◆ LISTED RECORDS ◆
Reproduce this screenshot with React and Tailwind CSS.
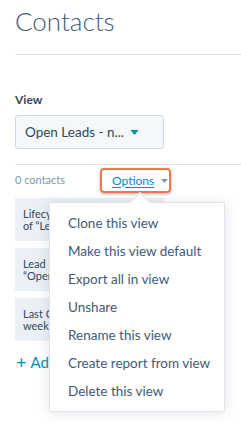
import { useState } from "react";

const MENU_ITEMS = [
  "Clone this view",
  "Make this view default",
  "Export all in view",
  "Unshare",
  "Rename this view",
  "Create report from view",
  "Delete this view",
];

const FILTERS = [
  ["Lifecycle stage is any", "of \u201cLead\u201d"],
  ["Lead status is any of", "\u201cOpen\u201d"],
  ["Last Contacted is more than 1", "week ago"],
];

const Caret = ({ className }) => (
  <svg viewBox="0 0 10 6" className={className} aria-hidden="true">
    <path d="M0 0 L10 0 L5 6 Z" fill="currentColor" />
  </svg>
);

const App = () => {
  const [menuOpen] = useState(true);

  return (
    <div className="relative w-[241px] h-[425px] overflow-hidden bg-white font-['Lato',sans-serif] text-[#33475b]">
      <div className="pl-[15px]">
        <h1 className="pt-[5px] text-[26px] leading-[33px] font-light text-[#425b76]">
          Contacts
        </h1>
        <div className="mt-[16px] h-px bg-[#dfe3eb]" />

        <div className="mt-[38px] text-[12px] leading-[14px] font-bold">View</div>
        <button
          type="button"
          className="mt-[8px] flex items-center w-[149px] h-[34px] px-[9px] rounded-[3px] border border-[#cbd6e2] bg-[#f5f8fa] text-[13.5px]"
        >
          <span>Open Leads - n...</span>
          <Caret className="ml-[6px] w-[9px] h-[5px] text-[#0091ae]" />
        </button>

        <div className="mt-[15px] h-px bg-[#dfe3eb]" />

        <div className="mt-[2px] flex items-center h-[27px]">
          <span className="w-[85px] text-[11px] text-[#7c98b6]">0 contacts</span>
          <div className="flex items-center h-[25px] w-[71px] pl-[10px] rounded-[4px] border-2 border-[#f2754e] shadow-[0_1px_3px_rgba(0,0,0,0.3)]">
            <span className="text-[12px] text-[#0091ae] underline underline-offset-2">
              Options
            </span>
            <Caret className="ml-[7px] w-[7px] h-[4px] text-[#7c98b6]" />
          </div>
        </div>

        <div className="mt-[4px] flex flex-col gap-[7px]">
          {FILTERS.map(([a, b]) => (
            <div
              key={a}
              className="w-[149px] h-[43px] pt-[10px] pl-[8px] bg-[#eaf0f6] text-[11px] leading-[12px] whitespace-nowrap overflow-hidden"
            >
              {a}
              <br />
              {b}
            </div>
          ))}
        </div>

        <div className="mt-[10px] flex items-center text-[15px] text-[#0091ae]">
          <span className="text-[18px] leading-[18px] mr-[4px] ml-[1px]">+</span>
          <span>Add filter</span>
        </div>
      </div>

      {menuOpen && (
        <div className="absolute left-[49px] top-[202px] w-[176px] py-[6px] bg-white border border-[#dfe3eb] rounded-[2px] shadow-[0_1px_12px_rgba(45,62,80,0.15)]">
          <div className="absolute -top-[8px] left-[83px] w-[14px] h-[14px] rotate-45 bg-white border-l border-t border-[#dfe3eb]" />
          {MENU_ITEMS.map((item) => (
            <div
              key={item}
              className="relative h-[28px] leading-[28px] pl-[18px] text-[13.5px] text-[#425b76] whitespace-nowrap"
            >
              {item}
            </div>
          ))}
        </div>
      )}
    </div>
  );
};

export default App;
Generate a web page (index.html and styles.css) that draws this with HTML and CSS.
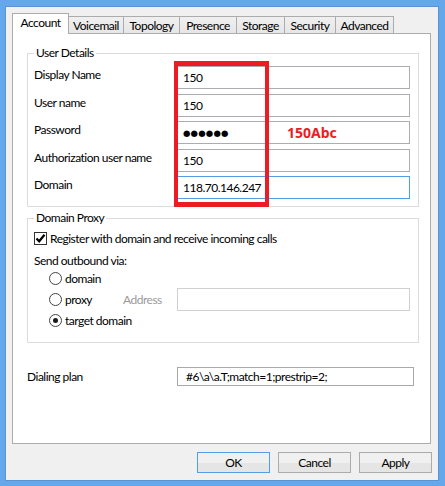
FILE: index.html
```html
<!DOCTYPE html>
<html>
<head>
<meta charset="utf-8">
<link rel="stylesheet" href="styles.css">
</head>
<body>
<div class="window">
  <div class="tabs">
    <div class="tab active w-account">Account</div>
    <div class="tab w-voicemail">Voicemail</div>
    <div class="tab w-topology">Topology</div>
    <div class="tab w-presence">Presence</div>
    <div class="tab w-storage">Storage</div>
    <div class="tab w-security">Security</div>
    <div class="tab w-advanced">Advanced</div>
  </div>
  <div class="panel">
    <fieldset class="group details">
      <legend>User Details</legend>
      <div class="form">
        <div class="label">Display Name</div>
        <div class="textbox">150</div>
        <div class="label">User name</div>
        <div class="textbox">150</div>
        <div class="label">Password</div>
        <div class="textbox"><span class="dots">●●●●●●</span></div>
        <div class="label">Authorization user name</div>
        <div class="textbox">150</div>
        <div class="label">Domain</div>
        <div class="textbox focus">118.70.146.247</div>
      </div>
    </fieldset>

    <fieldset class="group proxy">
      <legend>Domain Proxy</legend>
      <div class="check-row">
        <span class="checkbox"><svg width="11" height="11" viewBox="0 0 11 11"><path d="M1.5 5.5 L4.2 8.3 L9.5 1.8" fill="none" stroke="#000" stroke-width="2.2"/></svg></span>
        <span>Register with domain and receive incoming calls</span>
      </div>
      <div class="send-label">Send outbound via:</div>
      <div class="radios">
        <div class="radio-row"><span class="radio-item"><span class="radio"></span>domain</span></div>
        <div class="radio-row">
          <span class="radio-item fixed"><span class="radio"></span>proxy</span>
          <span class="addr-label">Address</span>
          <div class="textbox disabled"></div>
        </div>
        <div class="radio-row"><span class="radio-item"><span class="radio checked"></span>target domain</span></div>
      </div>
    </fieldset>

    <div class="dial-row">
      <div class="dial-label">Dialing plan</div>
      <div class="textbox small">#6\a\a.T;match=1;prestrip=2;</div>
    </div>

    <div class="annot-box"></div>
    <div class="annot-text">150Abc</div>
  </div>
  <div class="buttons">
    <button class="btn default">OK</button>
    <button class="btn">Cancel</button>
    <button class="btn">Apply</button>
  </div>
</div>
</body>
</html>
```
FILE: styles.css
```css
* { box-sizing: border-box; }
html, body { margin: 0; padding: 0; }
body {
  background: #64a7ea;
  width: 445px;
  height: 486px;
  overflow: hidden;
  font-family: Lato, "Liberation Sans", sans-serif;
  font-size: 12px;
  letter-spacing: -0.5px;
  color: #000;
}
.window {
  margin: 6px 6px 5px 5px;
  height: 475px;
  background: #f0f0f0;
  border: 1px solid #5a93d2;
  padding: 6px 7px 0 6px;
  display: flex;
  flex-direction: column;
}
.tabs {
  display: flex;
  align-items: flex-end;
  height: 21px;
}
.tab {
  height: 18px;
  border: 1px solid #acacac;
  border-bottom: none;
  margin-left: -1px;
  background: linear-gradient(#f0f0f0, #e5e5e5);
  padding-top: 1px;
  line-height: 16px;
  text-align: center;
  white-space: nowrap;
}
.tab:first-child { margin-left: 0; }
.tab.active {
  height: 21px;
  background: #fff;
  position: relative;
  z-index: 1;
  padding-top: 1px;
}
.w-account { width: 57px; }
.w-voicemail { width: 56px; }
.w-topology { width: 57px; }
.w-presence { width: 58px; }
.w-storage { width: 49px; }
.w-security { width: 52px; }
.w-advanced { width: 59px; }

.panel {
  position: relative;
  margin-top: -1px;
  height: 411px;
  background: #fff;
  border: 1px solid #acacac;
  padding: 12px 11px 0 14px;
}
.group {
  margin: 0;
  border: 1px solid #dcdcdc;
  padding: 6px 8px 7px 6px;
  min-width: 0;
}
.group legend {
  padding: 0 2px;
  line-height: 14px;
}
.group.proxy {
  margin-top: 4px;
  padding-bottom: 11px;
}
.form {
  display: grid;
  grid-template-columns: 142px 1fr;
  grid-auto-rows: 23px;
  row-gap: 4.5px;
}
.label {
  line-height: 14px;
  padding-top: 2px;
  white-space: nowrap;
}
.textbox {
  height: 23px;
  border: 1px solid #abadb3;
  background: #fff;
  padding-left: 6px;
  display: flex;
  align-items: center;
  white-space: nowrap;
}
.textbox.focus { border-color: #569de5; }
.textbox.disabled {
  flex: 1;
  border-color: #d0d0d0;
}
.textbox.small {
  height: 19px;
  flex: 1;
  margin-right: 5px;
  padding-left: 8px;
  border-color: #a9a9a9;
}
.dots {
  font-family: "DejaVu Sans", sans-serif;
  font-size: 8.5px;
  letter-spacing: 0.2px;
}
.check-row {
  display: flex;
  align-items: center;
  height: 15px;
  gap: 3px;
}
.checkbox {
  flex: none;
  width: 13px;
  height: 13px;
  border: 1px solid #333;
  background: #fff;
  display: flex;
  align-items: center;
  justify-content: center;
}
.send-label {
  margin-top: 7px;
  line-height: 15px;
}
.radios { padding-left: 15px; }
.radio-row {
  display: flex;
  align-items: center;
  height: 21px;
}
.radio-item {
  display: flex;
  align-items: center;
  gap: 3px;
  white-space: nowrap;
}
.radio-item.fixed { width: 74px; flex: none; }
.radio {
  flex: none;
  width: 13px;
  height: 13px;
  border: 1px solid #444;
  border-radius: 50%;
  background: #fff;
  display: flex;
  align-items: center;
  justify-content: center;
}
.radio.checked::after {
  content: "";
  width: 5px;
  height: 5px;
  border-radius: 50%;
  background: #1a1a1a;
}
.addr-label {
  flex: none;
  width: 54px;
  color: #9a9a9a;
}
.dial-row {
  margin-top: 24px;
  display: flex;
  align-items: center;
}
.dial-label { width: 150px; flex: none; }

.annot-box {
  position: absolute;
  left: 161px;
  top: 27px;
  width: 95px;
  height: 146px;
  border: solid #ed1c24;
  border-width: 5px 4px;
}
.annot-text {
  position: absolute;
  left: 274px;
  top: 89px;
  font-family: "Noto Sans", sans-serif;
  font-weight: bold;
  font-size: 14px;
  letter-spacing: 0;
  line-height: 19px;
  color: #ed1c24;
}
.buttons {
  margin-top: 8px;
  margin-right: -1px;
  display: flex;
  justify-content: flex-end;
  gap: 8px;
}
.btn {
  width: 73px;
  height: 21px;
  border: 1px solid #acacac;
  background: linear-gradient(#f0f0f0 50%, #e5e5e5 50%);
  font: inherit;
  letter-spacing: -0.5px;
  color: #000;
  padding: 0;
}
.btn.default { border-color: #569de5; }
```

◆ INSTRUCTIONS FOR THE TASK ◆
Pull out all lines containing the word "styles" from the entries above.

◆ SOLUTION ◆
Generate a web page (index.html and styles.css) that draws this with HTML and CSS.
<link rel="stylesheet" href="styles.css">
FILE: styles.css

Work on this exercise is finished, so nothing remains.